┌────────

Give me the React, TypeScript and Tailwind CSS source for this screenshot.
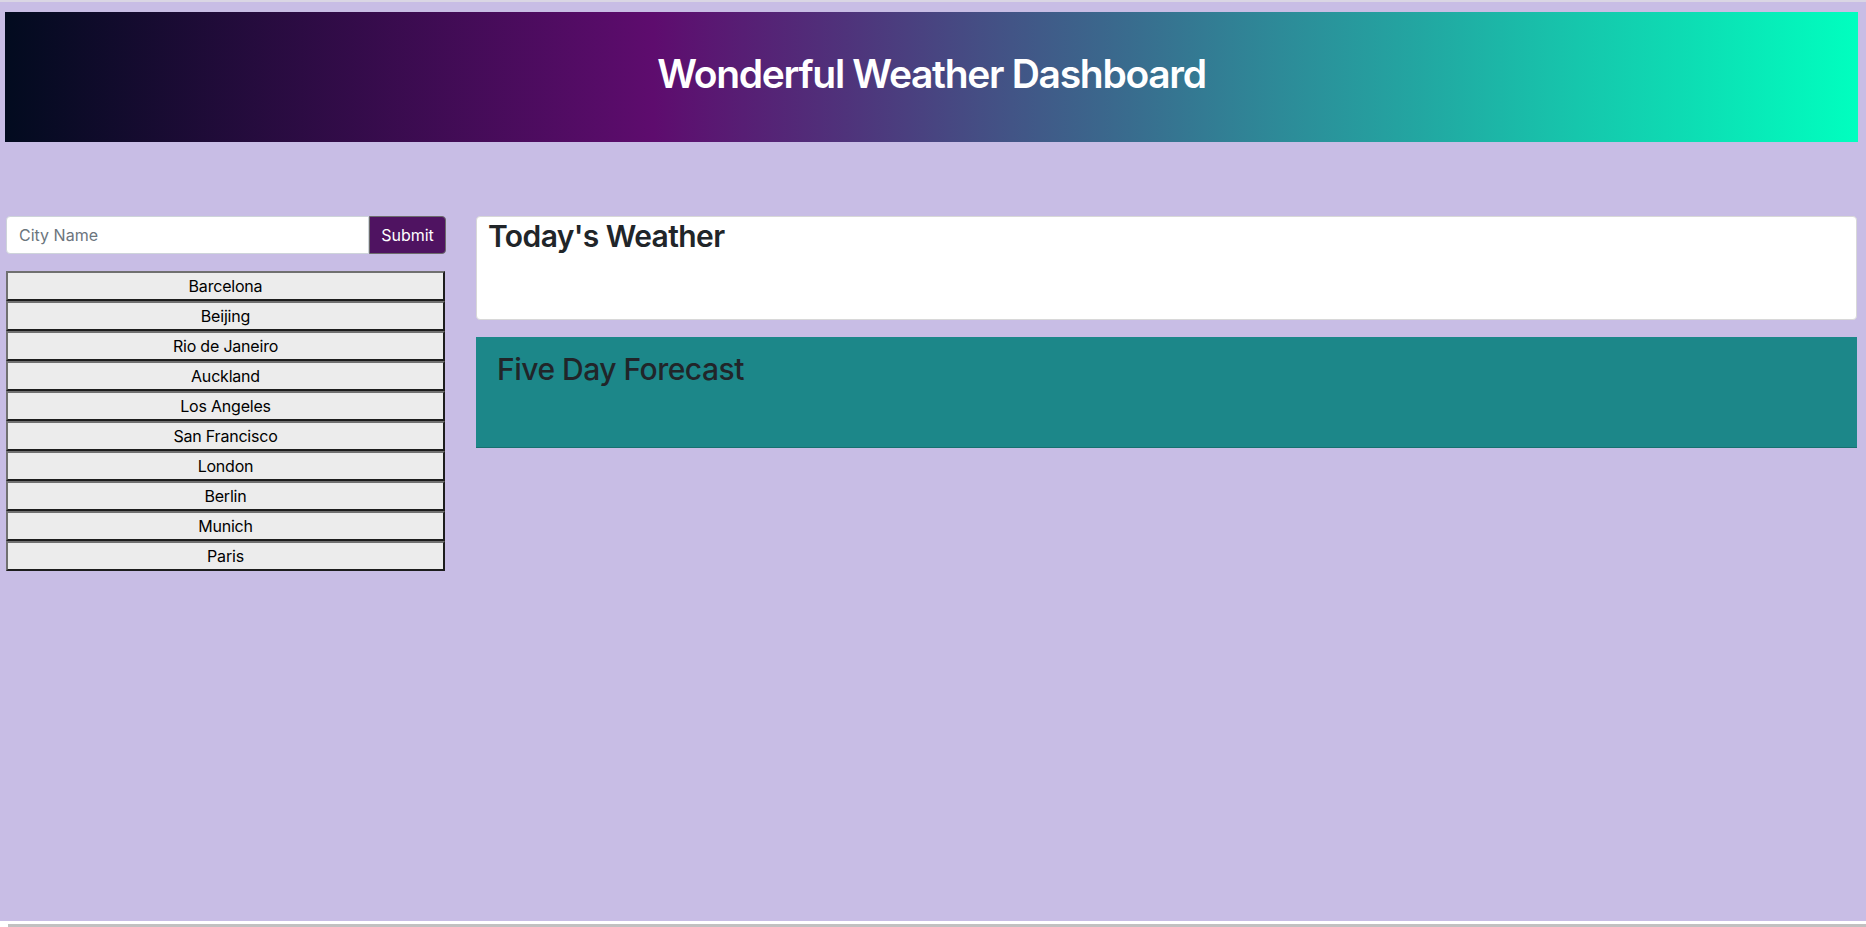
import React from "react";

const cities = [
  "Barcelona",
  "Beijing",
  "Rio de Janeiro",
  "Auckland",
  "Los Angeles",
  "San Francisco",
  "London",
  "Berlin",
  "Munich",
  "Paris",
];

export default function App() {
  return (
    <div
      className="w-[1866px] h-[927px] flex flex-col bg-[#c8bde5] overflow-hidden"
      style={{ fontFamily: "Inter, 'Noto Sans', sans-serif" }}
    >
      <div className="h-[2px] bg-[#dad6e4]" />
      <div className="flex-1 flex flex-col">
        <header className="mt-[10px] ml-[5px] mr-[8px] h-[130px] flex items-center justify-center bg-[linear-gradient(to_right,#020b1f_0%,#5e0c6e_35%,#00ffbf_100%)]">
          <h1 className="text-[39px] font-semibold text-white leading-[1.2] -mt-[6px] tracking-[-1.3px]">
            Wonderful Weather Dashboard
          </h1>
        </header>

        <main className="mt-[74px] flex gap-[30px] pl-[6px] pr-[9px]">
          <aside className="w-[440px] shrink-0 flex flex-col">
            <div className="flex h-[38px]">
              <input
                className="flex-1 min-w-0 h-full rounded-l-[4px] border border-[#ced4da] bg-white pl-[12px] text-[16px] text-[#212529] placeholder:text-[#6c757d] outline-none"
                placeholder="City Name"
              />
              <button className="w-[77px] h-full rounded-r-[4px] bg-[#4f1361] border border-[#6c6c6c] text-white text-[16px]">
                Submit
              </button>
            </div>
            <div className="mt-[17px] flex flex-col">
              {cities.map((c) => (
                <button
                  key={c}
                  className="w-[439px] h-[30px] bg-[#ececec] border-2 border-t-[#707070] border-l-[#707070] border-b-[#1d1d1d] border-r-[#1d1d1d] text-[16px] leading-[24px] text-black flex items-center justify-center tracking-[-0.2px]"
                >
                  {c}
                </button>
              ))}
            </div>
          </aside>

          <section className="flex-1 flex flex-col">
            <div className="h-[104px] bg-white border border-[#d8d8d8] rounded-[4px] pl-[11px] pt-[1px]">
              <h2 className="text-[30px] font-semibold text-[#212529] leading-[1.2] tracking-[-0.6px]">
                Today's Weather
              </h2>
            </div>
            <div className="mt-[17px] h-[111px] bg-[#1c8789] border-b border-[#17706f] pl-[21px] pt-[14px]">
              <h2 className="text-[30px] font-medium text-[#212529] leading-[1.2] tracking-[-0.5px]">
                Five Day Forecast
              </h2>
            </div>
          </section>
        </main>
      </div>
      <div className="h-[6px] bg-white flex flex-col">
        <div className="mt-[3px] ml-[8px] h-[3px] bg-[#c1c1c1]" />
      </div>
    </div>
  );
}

└────────

Stated task.
Please transcribe the material above exactly as written. Leave the pictures out.

Exercise response.
Give me the React, TypeScript and Tailwind CSS source for this screenshot.
import React from "react";

const cities = [
  "Barcelona",
  "Beijing",
  "Rio de Janeiro",
  "Auckland",
  "Los Angeles",
  "San Francisco",
  "London",
  "Berlin",
  "Munich",
  "Paris",
];

export default function App() {
  return (
    <div
      className="w-[1866px] h-[927px] flex flex-col bg-[#c8bde5] overflow-hidden"
      style={{ fontFamily: "Inter, 'Noto Sans', sans-serif" }}
    >
      <div className="h-[2px] bg-[#dad6e4]" />
      <div className="flex-1 flex flex-col">
        <header className="mt-[10px] ml-[5px] mr-[8px] h-[130px] flex items-center justify-center bg-[linear-gradient(to_right,#020b1f_0%,#5e0c6e_35%,#00ffbf_100%)]">
          <h1 className="text-[39px] font-semibold text-white leading-[1.2] -mt-[6px] tracking-[-1.3px]">
            Wonderful Weather Dashboard
          </h1>
        </header>

        <main className="mt-[74px] flex gap-[30px] pl-[6px] pr-[9px]">
          <aside className="w-[440px] shrink-0 flex flex-col">
            <div className="flex h-[38px]">
              <input
                className="flex-1 min-w-0 h-full rounded-l-[4px] border border-[#ced4da] bg-white pl-[12px] text-[16px] text-[#212529] placeholder:text-[#6c757d] outline-none"
                placeholder="City Name"
              />
              <button className="w-[77px] h-full rounded-r-[4px] bg-[#4f1361] border border-[#6c6c6c] text-white text-[16px]">
                Submit
              </button>
            </div>
            <div className="mt-[17px] flex flex-col">
              {cities.map((c) => (
                <button
                  key={c}
                  className="w-[439px] h-[30px] bg-[#ececec] border-2 border-t-[#707070] border-l-[#707070] border-b-[#1d1d1d] border-r-[#1d1d1d] text-[16px] leading-[24px] text-black flex items-center justify-center tracking-[-0.2px]"
                >
                  {c}
                </button>
              ))}
            </div>
          </aside>

          <section className="flex-1 flex flex-col">
            <div className="h-[104px] bg-white border border-[#d8d8d8] rounded-[4px] pl-[11px] pt-[1px]">
              <h2 className="text-[30px] font-semibold text-[#212529] leading-[1.2] tracking-[-0.6px]">
                Today's Weather
              </h2>
            </div>
            <div className="mt-[17px] h-[111px] bg-[#1c8789] border-b border-[#17706f] pl-[21px] pt-[14px]">
              <h2 className="text-[30px] font-medium text-[#212529] leading-[1.2] tracking-[-0.5px]">
                Five Day Forecast
              </h2>
            </div>
          </section>
        </main>
      </div>
      <div className="h-[6px] bg-white flex flex-col">
        <div className="mt-[3px] ml-[8px] h-[3px] bg-[#c1c1c1]" />
      </div>
    </div>
  );
}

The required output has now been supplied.